Do this: From the listing below, select every line where the word "styles" appears.

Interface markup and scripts
============
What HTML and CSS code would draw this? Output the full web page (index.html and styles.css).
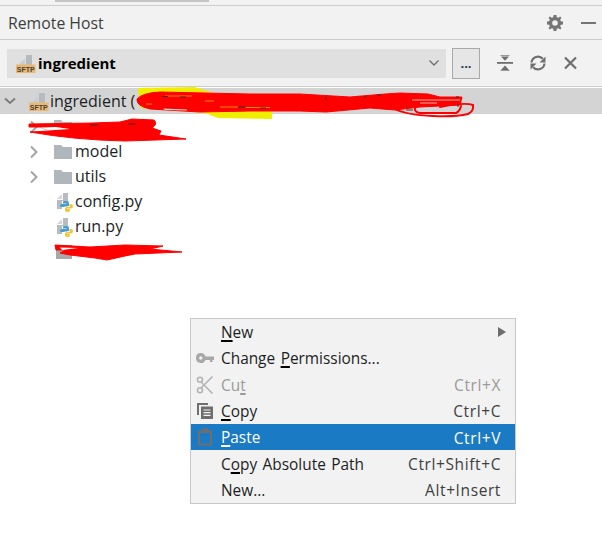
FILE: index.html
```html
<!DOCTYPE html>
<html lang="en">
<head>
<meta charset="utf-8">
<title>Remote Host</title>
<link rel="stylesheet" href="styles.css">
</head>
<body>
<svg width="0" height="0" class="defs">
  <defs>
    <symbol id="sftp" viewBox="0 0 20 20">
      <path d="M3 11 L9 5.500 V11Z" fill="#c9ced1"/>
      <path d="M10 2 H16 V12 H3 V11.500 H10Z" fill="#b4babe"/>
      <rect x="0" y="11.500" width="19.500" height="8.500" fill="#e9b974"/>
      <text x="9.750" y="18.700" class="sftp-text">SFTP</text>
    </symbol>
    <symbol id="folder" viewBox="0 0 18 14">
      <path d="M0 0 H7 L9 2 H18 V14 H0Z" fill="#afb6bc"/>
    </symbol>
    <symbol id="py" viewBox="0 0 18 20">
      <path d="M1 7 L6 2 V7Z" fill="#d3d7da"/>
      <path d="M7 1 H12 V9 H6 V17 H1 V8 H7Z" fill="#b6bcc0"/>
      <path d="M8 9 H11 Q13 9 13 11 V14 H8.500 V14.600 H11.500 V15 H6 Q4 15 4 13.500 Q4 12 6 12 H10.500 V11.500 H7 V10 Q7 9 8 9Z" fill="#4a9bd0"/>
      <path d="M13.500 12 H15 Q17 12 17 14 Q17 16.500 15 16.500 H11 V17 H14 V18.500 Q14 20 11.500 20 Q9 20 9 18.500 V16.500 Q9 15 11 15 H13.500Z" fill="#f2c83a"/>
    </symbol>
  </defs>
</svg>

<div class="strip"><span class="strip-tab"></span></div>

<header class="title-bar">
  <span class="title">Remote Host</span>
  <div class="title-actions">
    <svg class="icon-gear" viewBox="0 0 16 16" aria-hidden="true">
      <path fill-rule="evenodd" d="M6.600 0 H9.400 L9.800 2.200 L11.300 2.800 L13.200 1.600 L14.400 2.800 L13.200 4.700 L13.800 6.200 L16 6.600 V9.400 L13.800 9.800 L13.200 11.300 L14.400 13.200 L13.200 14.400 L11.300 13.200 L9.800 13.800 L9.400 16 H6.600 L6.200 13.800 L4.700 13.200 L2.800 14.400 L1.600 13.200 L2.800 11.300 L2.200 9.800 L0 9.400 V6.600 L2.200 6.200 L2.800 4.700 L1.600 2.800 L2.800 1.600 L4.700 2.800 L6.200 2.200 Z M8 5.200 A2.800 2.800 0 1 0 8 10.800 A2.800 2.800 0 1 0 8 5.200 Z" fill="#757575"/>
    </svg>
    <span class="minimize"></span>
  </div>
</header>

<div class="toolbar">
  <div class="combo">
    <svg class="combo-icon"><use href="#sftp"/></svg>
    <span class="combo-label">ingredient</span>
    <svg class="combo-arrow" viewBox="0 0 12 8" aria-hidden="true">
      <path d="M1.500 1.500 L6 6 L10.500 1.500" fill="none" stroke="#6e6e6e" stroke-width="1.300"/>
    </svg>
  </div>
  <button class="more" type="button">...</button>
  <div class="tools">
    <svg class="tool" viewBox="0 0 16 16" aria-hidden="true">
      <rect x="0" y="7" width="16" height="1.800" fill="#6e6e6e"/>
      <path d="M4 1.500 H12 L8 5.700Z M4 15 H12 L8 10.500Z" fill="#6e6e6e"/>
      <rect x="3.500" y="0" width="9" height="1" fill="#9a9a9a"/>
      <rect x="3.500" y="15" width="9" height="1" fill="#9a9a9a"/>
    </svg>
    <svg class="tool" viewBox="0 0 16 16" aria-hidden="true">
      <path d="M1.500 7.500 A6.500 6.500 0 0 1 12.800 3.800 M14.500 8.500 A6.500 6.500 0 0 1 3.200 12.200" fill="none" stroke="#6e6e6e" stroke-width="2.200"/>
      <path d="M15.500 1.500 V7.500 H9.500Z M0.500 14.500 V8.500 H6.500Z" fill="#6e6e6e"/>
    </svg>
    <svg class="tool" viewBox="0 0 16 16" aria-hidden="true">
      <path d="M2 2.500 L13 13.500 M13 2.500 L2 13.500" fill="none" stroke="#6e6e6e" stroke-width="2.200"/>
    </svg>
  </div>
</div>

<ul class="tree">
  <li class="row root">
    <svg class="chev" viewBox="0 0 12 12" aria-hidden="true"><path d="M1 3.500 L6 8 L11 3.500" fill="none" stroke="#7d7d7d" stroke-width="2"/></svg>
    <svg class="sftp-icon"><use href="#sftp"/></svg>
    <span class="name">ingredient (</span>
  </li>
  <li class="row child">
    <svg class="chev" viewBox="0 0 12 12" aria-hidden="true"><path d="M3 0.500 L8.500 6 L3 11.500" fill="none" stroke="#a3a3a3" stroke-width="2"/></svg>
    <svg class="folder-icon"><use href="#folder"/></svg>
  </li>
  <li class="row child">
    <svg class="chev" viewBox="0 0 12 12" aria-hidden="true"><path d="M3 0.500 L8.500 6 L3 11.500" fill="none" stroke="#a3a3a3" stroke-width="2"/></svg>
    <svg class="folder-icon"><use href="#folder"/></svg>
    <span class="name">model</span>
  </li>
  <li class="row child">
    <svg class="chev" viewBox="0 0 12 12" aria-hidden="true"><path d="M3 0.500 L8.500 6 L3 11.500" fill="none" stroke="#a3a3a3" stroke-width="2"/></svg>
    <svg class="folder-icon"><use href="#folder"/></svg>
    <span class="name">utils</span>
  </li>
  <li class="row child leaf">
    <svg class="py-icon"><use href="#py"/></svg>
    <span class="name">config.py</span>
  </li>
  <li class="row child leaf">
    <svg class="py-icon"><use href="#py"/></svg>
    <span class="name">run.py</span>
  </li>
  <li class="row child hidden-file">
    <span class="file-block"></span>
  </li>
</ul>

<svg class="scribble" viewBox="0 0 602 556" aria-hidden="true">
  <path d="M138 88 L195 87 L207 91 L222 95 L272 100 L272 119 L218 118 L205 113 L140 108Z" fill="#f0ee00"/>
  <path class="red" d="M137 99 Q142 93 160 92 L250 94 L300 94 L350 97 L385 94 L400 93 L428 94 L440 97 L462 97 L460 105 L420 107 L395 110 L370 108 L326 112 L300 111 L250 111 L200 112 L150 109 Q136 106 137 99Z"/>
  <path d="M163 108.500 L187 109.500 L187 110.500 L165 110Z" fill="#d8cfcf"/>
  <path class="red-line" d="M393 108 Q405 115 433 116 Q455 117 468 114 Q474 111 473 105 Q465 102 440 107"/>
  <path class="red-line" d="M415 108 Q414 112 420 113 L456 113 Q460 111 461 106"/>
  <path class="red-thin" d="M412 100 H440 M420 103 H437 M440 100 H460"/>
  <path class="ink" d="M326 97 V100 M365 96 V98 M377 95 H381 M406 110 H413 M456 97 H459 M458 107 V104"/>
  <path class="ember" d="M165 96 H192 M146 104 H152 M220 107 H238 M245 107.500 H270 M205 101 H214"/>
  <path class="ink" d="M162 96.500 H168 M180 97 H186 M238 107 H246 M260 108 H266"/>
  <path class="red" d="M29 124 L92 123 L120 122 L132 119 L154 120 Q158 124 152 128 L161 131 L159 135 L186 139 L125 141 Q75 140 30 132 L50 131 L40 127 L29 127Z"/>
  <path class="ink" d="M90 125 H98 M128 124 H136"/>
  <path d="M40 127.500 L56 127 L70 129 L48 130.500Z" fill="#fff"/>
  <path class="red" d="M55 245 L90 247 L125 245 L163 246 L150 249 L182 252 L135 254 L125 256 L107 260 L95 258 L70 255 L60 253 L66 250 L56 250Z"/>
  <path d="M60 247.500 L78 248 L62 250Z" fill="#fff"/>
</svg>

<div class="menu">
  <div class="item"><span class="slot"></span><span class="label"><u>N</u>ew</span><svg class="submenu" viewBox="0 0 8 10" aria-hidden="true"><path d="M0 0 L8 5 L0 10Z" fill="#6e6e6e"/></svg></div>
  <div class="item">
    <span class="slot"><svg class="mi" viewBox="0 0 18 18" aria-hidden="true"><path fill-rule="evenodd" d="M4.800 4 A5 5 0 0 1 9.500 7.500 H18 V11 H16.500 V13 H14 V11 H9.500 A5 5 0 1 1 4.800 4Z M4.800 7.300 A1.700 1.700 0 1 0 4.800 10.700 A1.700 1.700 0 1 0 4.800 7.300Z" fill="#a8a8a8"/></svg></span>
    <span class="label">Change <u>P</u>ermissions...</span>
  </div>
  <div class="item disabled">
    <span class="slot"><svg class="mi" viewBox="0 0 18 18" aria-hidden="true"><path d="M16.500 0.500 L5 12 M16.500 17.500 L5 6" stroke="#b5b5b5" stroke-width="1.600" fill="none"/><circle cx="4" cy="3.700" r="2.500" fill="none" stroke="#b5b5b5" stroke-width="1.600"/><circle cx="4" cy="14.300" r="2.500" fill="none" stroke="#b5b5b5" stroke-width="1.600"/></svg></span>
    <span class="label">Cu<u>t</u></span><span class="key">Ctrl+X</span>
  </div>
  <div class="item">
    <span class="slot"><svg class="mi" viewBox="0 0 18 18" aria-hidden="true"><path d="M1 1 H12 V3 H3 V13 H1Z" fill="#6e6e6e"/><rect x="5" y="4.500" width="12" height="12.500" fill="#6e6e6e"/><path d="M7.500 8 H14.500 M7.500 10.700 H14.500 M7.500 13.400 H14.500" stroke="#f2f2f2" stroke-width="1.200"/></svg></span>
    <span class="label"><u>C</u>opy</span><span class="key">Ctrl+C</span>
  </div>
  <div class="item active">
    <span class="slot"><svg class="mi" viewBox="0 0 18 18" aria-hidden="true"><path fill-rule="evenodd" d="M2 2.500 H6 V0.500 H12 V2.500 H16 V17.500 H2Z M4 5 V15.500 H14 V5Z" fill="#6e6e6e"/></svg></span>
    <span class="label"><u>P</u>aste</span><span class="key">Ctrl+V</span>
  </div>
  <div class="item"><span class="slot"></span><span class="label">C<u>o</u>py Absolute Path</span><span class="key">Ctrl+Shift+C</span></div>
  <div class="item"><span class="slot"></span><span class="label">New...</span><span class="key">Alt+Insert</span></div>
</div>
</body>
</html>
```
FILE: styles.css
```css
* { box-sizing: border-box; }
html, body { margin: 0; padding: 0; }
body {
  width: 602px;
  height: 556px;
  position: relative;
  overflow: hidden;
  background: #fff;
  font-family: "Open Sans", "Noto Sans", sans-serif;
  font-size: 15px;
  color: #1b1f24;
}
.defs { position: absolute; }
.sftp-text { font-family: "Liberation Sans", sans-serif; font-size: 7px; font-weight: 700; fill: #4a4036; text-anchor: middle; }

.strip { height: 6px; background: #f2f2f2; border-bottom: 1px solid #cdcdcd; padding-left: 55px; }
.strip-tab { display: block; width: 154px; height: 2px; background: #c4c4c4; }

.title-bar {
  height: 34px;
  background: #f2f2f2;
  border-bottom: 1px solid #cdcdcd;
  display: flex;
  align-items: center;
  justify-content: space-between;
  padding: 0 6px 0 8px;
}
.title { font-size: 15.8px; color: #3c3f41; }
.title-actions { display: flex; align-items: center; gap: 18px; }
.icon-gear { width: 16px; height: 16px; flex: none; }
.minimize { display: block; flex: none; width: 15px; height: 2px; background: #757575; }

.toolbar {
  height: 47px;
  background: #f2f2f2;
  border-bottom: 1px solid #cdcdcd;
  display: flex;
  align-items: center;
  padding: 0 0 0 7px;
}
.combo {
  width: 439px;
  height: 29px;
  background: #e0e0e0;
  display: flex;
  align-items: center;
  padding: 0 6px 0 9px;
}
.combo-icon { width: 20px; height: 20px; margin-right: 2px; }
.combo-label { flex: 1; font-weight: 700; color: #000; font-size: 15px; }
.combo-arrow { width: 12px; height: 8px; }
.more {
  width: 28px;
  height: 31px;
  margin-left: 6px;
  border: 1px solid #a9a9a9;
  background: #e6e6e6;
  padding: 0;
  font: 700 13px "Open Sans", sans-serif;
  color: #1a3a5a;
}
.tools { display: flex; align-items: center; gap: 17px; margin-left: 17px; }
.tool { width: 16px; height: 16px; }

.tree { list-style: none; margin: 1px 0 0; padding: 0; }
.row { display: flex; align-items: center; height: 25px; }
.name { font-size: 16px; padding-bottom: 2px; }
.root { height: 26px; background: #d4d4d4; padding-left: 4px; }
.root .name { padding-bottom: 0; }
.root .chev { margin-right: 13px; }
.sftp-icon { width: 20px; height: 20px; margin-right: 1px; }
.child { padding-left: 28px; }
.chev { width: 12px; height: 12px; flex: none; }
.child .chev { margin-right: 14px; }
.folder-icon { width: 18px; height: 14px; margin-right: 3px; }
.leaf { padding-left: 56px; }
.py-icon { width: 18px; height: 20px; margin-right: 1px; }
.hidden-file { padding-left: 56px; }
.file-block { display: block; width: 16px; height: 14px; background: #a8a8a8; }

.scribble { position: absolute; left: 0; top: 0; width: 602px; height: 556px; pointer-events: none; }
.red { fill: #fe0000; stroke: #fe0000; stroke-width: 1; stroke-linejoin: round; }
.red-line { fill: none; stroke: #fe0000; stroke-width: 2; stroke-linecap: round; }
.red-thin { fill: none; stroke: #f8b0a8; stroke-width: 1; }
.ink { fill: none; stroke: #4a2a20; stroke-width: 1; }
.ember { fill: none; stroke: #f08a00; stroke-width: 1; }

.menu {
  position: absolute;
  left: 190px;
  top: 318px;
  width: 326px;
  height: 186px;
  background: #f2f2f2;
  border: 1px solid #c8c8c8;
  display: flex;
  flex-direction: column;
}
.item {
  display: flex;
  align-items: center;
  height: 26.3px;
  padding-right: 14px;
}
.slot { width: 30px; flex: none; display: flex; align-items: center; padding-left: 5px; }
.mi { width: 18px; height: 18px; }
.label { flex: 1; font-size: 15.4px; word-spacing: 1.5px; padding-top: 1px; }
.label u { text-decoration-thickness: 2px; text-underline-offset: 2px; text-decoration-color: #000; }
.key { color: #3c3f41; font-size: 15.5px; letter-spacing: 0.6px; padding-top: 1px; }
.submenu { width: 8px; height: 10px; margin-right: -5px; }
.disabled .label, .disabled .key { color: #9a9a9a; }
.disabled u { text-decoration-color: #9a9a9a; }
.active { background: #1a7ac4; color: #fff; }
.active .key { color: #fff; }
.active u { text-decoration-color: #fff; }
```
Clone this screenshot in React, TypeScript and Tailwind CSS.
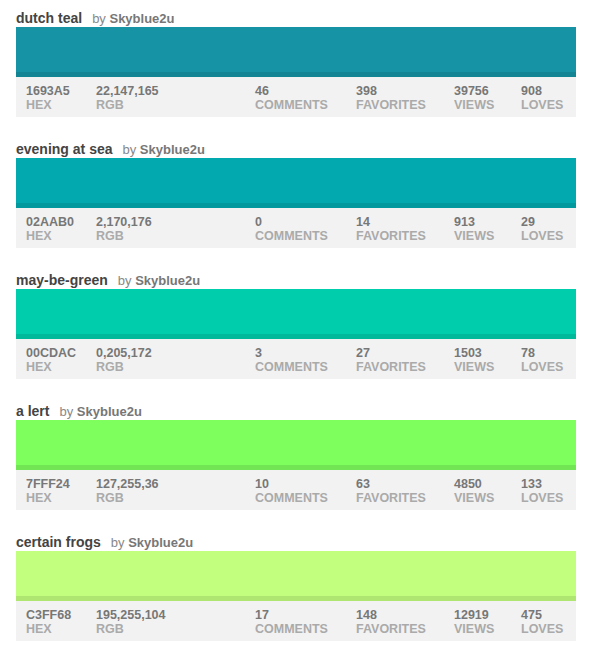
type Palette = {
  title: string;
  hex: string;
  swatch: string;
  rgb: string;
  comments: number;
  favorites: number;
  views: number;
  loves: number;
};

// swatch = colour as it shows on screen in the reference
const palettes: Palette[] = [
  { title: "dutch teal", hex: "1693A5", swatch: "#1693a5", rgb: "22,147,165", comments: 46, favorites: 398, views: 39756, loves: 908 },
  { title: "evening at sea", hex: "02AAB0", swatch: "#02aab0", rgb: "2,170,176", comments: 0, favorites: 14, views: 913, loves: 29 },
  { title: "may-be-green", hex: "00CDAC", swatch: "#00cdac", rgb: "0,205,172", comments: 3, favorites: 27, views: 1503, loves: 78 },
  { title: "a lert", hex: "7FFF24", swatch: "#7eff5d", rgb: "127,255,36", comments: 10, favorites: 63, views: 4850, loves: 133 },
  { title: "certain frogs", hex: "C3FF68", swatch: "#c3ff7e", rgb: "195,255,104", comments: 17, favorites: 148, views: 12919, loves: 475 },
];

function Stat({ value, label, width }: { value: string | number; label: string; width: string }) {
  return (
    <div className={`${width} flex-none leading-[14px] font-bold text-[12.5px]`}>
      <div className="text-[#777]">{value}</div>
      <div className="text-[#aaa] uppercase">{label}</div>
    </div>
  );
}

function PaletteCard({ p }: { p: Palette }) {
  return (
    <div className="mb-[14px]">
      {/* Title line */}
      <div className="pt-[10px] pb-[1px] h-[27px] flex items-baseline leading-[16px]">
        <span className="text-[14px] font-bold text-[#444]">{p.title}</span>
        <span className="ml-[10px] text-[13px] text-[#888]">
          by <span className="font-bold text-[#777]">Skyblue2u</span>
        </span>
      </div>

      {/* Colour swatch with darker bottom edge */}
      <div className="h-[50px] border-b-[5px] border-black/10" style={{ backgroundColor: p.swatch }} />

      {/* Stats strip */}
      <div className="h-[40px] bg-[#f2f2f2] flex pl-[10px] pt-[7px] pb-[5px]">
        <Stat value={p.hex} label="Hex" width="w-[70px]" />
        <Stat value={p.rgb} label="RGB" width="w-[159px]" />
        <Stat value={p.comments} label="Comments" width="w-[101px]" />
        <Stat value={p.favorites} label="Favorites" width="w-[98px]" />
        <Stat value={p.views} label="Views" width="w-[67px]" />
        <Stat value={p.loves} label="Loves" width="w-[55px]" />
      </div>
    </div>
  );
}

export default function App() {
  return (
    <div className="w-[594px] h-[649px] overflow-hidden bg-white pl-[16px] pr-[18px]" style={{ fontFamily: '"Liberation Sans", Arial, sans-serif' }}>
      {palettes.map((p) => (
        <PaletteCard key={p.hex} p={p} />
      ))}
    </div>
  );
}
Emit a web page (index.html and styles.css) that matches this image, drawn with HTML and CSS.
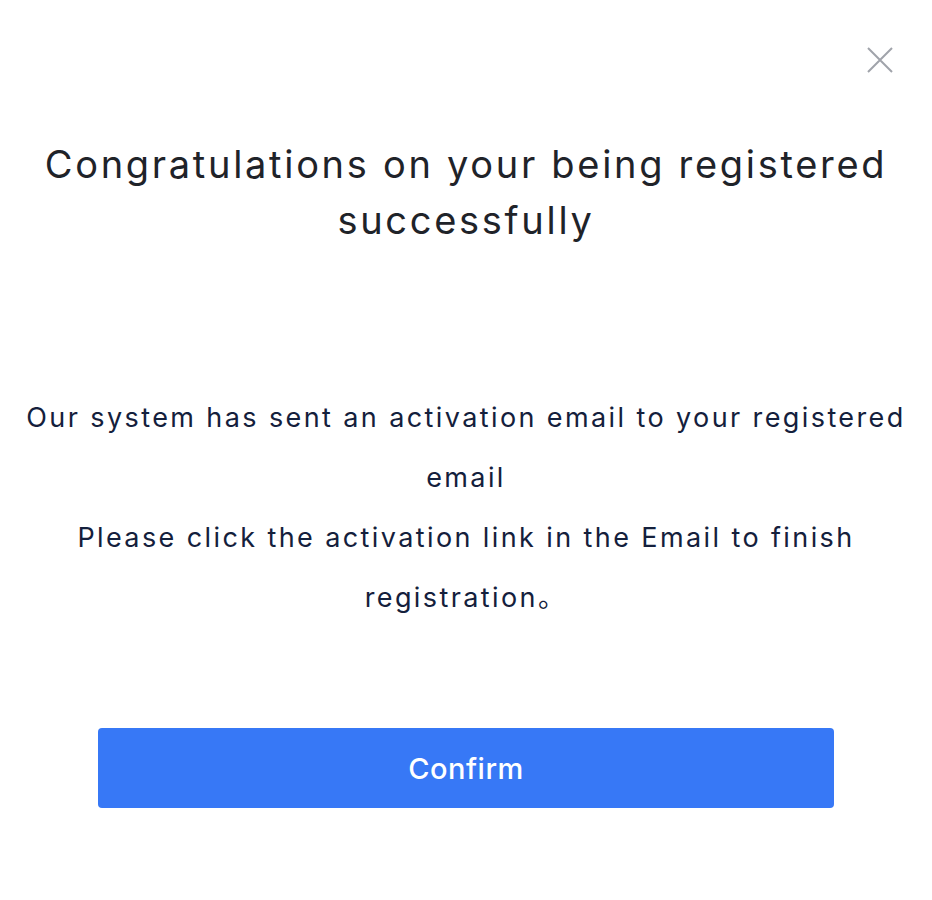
============
Answer to this problem:
What HTML and CSS code would draw this? Output the full web page (index.html and styles.css).
<link rel="stylesheet" href="styles.css">
FILE: styles.css
Emit a web page (index.html and styles.css) that matches this image, drawn with HTML and CSS.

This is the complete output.